His works present a challenge to us all: figuring out how to interpret and perform them (and) trying to unravel all the layers of meaning and feeling. There will be no end to our fascination. No matter how many times I return to a work by Wagner, I find myself confronted with something I never realized was there — new connections, new perspectives and these in turn are in part a reflection of where I am and how I have developed since the last encounter.”

Ellen Douglas Schlaefer

“The man who understood all that theatre can be — story, movement, power, dreams, sounds.”

Julie Hubbert

“Wagner was a 19th-century German opera composer who radically changed the sound and structure of opera. Instead of operas, he wrote Gesamtkunstwerks, total art works where the libretto, the drama and the orchestra’s role was as important as the singing. These ideas absolutely and permanently transformed opera.

But his music and ideas have had an equally profound and striking afterlife outside of opera, in film and media in particular.

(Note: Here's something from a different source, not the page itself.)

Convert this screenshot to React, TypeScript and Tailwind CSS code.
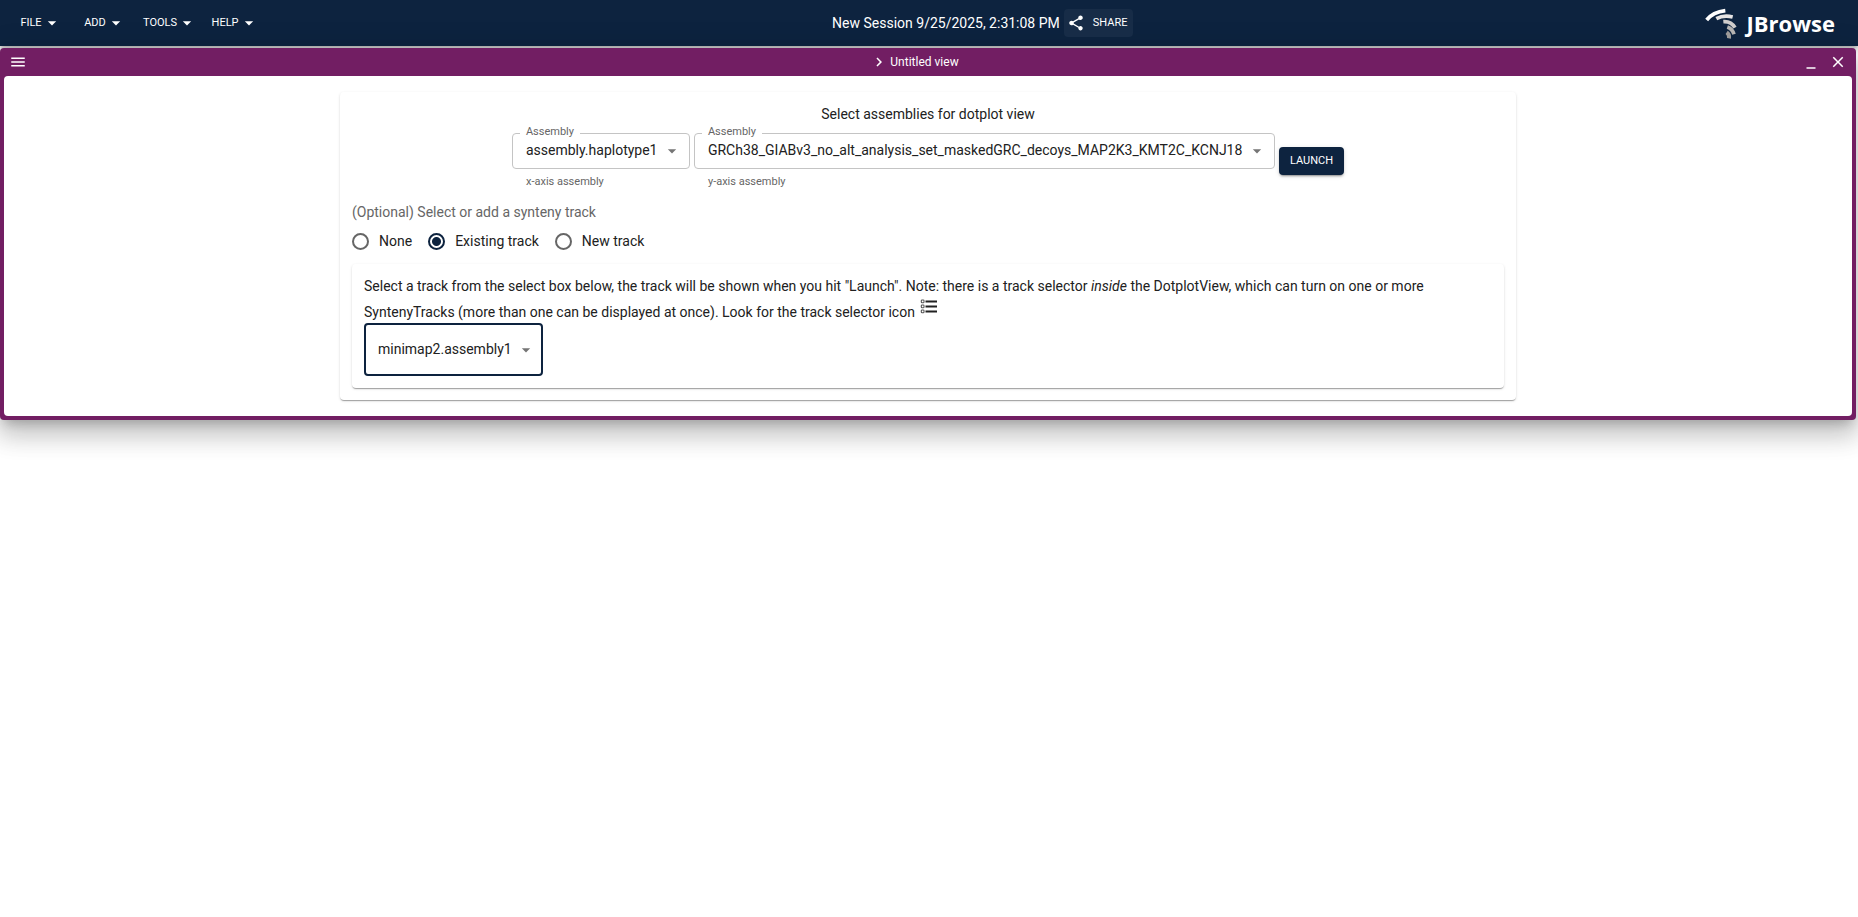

From D.W. Griffith’s silent epic “Birth of a Nation” (1914) to Quentin Tarantino’s “Django Unchained” (2012), a film currently nominated for an Academy Award for best picture, (Wagner’s) ideas and music continue to be resonant.

His famous “Ride of the Valkyries” music is still heard in opera houses today, but it’s also heard on film soundtracks underscoring battles and scenes of German citizens and soldiers; on TV promoting game shows; hawking breakfast cereal; and in video games accompanying car chases and alien invasions. Wagner’s image of the Teutonic woman warrior is everywhere, too, from TV’s “Xena: Warrior Princess,” to commercials for J.G. Wentworth.

No other composer — not Mozart, not Beethoven — has occupied the cultural consciousness for so long and so ubiquitously in both high and low art. Wagner is everywhere, today more than ever. And I’m not exactly sure why.”